### Exercise instructions
Each record below should be output verbatim, without pictures.

### Records supplied

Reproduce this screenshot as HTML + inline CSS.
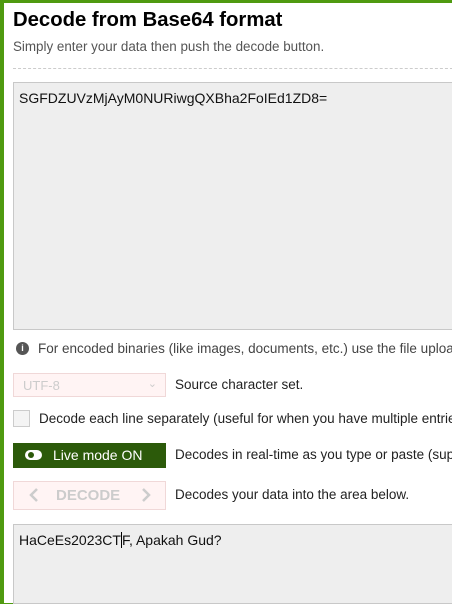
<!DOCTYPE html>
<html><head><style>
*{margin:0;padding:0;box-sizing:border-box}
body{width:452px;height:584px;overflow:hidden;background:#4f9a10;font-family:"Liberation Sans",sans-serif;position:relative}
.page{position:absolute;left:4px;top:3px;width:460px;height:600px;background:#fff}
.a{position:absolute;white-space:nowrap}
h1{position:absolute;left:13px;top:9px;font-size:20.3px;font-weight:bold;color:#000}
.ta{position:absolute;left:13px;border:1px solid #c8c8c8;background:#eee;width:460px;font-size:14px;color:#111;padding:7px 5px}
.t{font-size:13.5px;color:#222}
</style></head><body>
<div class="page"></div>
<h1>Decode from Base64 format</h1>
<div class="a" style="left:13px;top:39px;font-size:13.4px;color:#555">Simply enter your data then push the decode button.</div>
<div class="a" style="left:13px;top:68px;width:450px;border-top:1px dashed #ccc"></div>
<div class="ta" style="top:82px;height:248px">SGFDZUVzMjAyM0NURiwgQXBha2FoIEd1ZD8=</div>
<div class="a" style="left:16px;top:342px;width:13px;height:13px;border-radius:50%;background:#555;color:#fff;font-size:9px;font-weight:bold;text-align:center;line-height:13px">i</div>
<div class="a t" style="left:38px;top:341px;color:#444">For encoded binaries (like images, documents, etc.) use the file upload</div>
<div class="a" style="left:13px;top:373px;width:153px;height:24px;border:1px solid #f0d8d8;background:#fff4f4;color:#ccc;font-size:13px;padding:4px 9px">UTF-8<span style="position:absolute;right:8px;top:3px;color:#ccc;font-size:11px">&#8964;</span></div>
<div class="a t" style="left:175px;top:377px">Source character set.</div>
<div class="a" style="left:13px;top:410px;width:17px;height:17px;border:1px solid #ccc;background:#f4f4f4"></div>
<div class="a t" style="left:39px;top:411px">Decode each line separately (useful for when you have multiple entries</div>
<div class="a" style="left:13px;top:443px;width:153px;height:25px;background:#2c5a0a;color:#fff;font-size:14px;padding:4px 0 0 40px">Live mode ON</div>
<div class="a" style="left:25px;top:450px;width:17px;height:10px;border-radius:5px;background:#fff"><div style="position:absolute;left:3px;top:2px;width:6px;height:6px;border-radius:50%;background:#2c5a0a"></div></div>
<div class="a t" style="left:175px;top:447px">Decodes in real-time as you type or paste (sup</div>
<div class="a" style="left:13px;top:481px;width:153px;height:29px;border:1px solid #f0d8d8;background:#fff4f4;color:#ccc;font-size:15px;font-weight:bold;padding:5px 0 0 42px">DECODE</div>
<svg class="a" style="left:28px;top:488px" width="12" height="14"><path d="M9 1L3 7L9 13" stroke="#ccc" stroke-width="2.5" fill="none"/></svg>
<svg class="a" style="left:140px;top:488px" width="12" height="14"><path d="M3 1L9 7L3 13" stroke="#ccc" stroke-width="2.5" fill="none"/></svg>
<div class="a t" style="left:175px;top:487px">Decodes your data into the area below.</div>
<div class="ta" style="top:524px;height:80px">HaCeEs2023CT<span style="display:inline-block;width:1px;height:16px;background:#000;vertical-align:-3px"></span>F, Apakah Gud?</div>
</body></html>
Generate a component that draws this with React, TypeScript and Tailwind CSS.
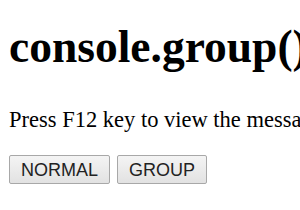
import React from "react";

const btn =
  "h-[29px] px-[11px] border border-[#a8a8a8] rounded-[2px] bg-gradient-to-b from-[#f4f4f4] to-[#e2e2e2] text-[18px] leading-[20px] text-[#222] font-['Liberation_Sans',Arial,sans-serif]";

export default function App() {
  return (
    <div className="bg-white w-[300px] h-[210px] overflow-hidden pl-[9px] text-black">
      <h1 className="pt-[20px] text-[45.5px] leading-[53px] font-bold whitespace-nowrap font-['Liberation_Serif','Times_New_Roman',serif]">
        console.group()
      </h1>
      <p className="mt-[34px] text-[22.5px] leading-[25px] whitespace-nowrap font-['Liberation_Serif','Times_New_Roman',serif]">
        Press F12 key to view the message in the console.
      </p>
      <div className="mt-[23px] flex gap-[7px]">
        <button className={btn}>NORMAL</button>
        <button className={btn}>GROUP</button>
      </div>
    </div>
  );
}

### Response for this exercise
Reproduce this screenshot as HTML + inline CSS.
<!DOCTYPE html>
<html><head><style>
*{margin:0;padding:0;box-sizing:border-box}
body{width:452px;height:584px;overflow:hidden;background:#4f9a10;font-family:"Liberation Sans",sans-serif;position:relative}
.page{position:absolute;left:4px;top:3px;width:460px;height:600px;background:#fff}
.a{position:absolute;white-space:nowrap}
h1{position:absolute;left:13px;top:9px;font-size:20.3px;font-weight:bold;color:#000}
.ta{position:absolute;left:13px;border:1px solid #c8c8c8;background:#eee;width:460px;font-size:14px;color:#111;padding:7px 5px}
.t{font-size:13.5px;color:#222}
</style></head><body>
<div class="page"></div>
<h1>Decode from Base64 format</h1>
<div class="a" style="left:13px;top:39px;font-size:13.4px;color:#555">Simply enter your data then push the decode button.</div>
<div class="a" style="left:13px;top:68px;width:450px;border-top:1px dashed #ccc"></div>
<div class="ta" style="top:82px;height:248px">SGFDZUVzMjAyM0NURiwgQXBha2FoIEd1ZD8=</div>
<div class="a" style="left:16px;top:342px;width:13px;height:13px;border-radius:50%;background:#555;color:#fff;font-size:9px;font-weight:bold;text-align:center;line-height:13px">i</div>
<div class="a t" style="left:38px;top:341px;color:#444">For encoded binaries (like images, documents, etc.) use the file upload</div>
<div class="a" style="left:13px;top:373px;width:153px;height:24px;border:1px solid #f0d8d8;background:#fff4f4;color:#ccc;font-size:13px;padding:4px 9px">UTF-8<span style="position:absolute;right:8px;top:3px;color:#ccc;font-size:11px">&#8964;</span></div>
<div class="a t" style="left:175px;top:377px">Source character set.</div>
<div class="a" style="left:13px;top:410px;width:17px;height:17px;border:1px solid #ccc;background:#f4f4f4"></div>
<div class="a t" style="left:39px;top:411px">Decode each line separately (useful for when you have multiple entries</div>
<div class="a" style="left:13px;top:443px;width:153px;height:25px;background:#2c5a0a;color:#fff;font-size:14px;padding:4px 0 0 40px">Live mode ON</div>
<div class="a" style="left:25px;top:450px;width:17px;height:10px;border-radius:5px;background:#fff"><div style="position:absolute;left:3px;top:2px;width:6px;height:6px;border-radius:50%;background:#2c5a0a"></div></div>
<div class="a t" style="left:175px;top:447px">Decodes in real-time as you type or paste (sup</div>
<div class="a" style="left:13px;top:481px;width:153px;height:29px;border:1px solid #f0d8d8;background:#fff4f4;color:#ccc;font-size:15px;font-weight:bold;padding:5px 0 0 42px">DECODE</div>
<svg class="a" style="left:28px;top:488px" width="12" height="14"><path d="M9 1L3 7L9 13" stroke="#ccc" stroke-width="2.5" fill="none"/></svg>
<svg class="a" style="left:140px;top:488px" width="12" height="14"><path d="M3 1L9 7L3 13" stroke="#ccc" stroke-width="2.5" fill="none"/></svg>
<div class="a t" style="left:175px;top:487px">Decodes your data into the area below.</div>
<div class="ta" style="top:524px;height:80px">HaCeEs2023CT<span style="display:inline-block;width:1px;height:16px;background:#000;vertical-align:-3px"></span>F, Apakah Gud?</div>
</body></html>
Generate a component that draws this with React, TypeScript and Tailwind CSS.
import React from "react";

const btn =
  "h-[29px] px-[11px] border border-[#a8a8a8] rounded-[2px] bg-gradient-to-b from-[#f4f4f4] to-[#e2e2e2] text-[18px] leading-[20px] text-[#222] font-['Liberation_Sans',Arial,sans-serif]";

export default function App() {
  return (
    <div className="bg-white w-[300px] h-[210px] overflow-hidden pl-[9px] text-black">
      <h1 className="pt-[20px] text-[45.5px] leading-[53px] font-bold whitespace-nowrap font-['Liberation_Serif','Times_New_Roman',serif]">
        console.group()
      </h1>
      <p className="mt-[34px] text-[22.5px] leading-[25px] whitespace-nowrap font-['Liberation_Serif','Times_New_Roman',serif]">
        Press F12 key to view the message in the console.
      </p>
      <div className="mt-[23px] flex gap-[7px]">
        <button className={btn}>NORMAL</button>
        <button className={btn}>GROUP</button>
      </div>
    </div>
  );
}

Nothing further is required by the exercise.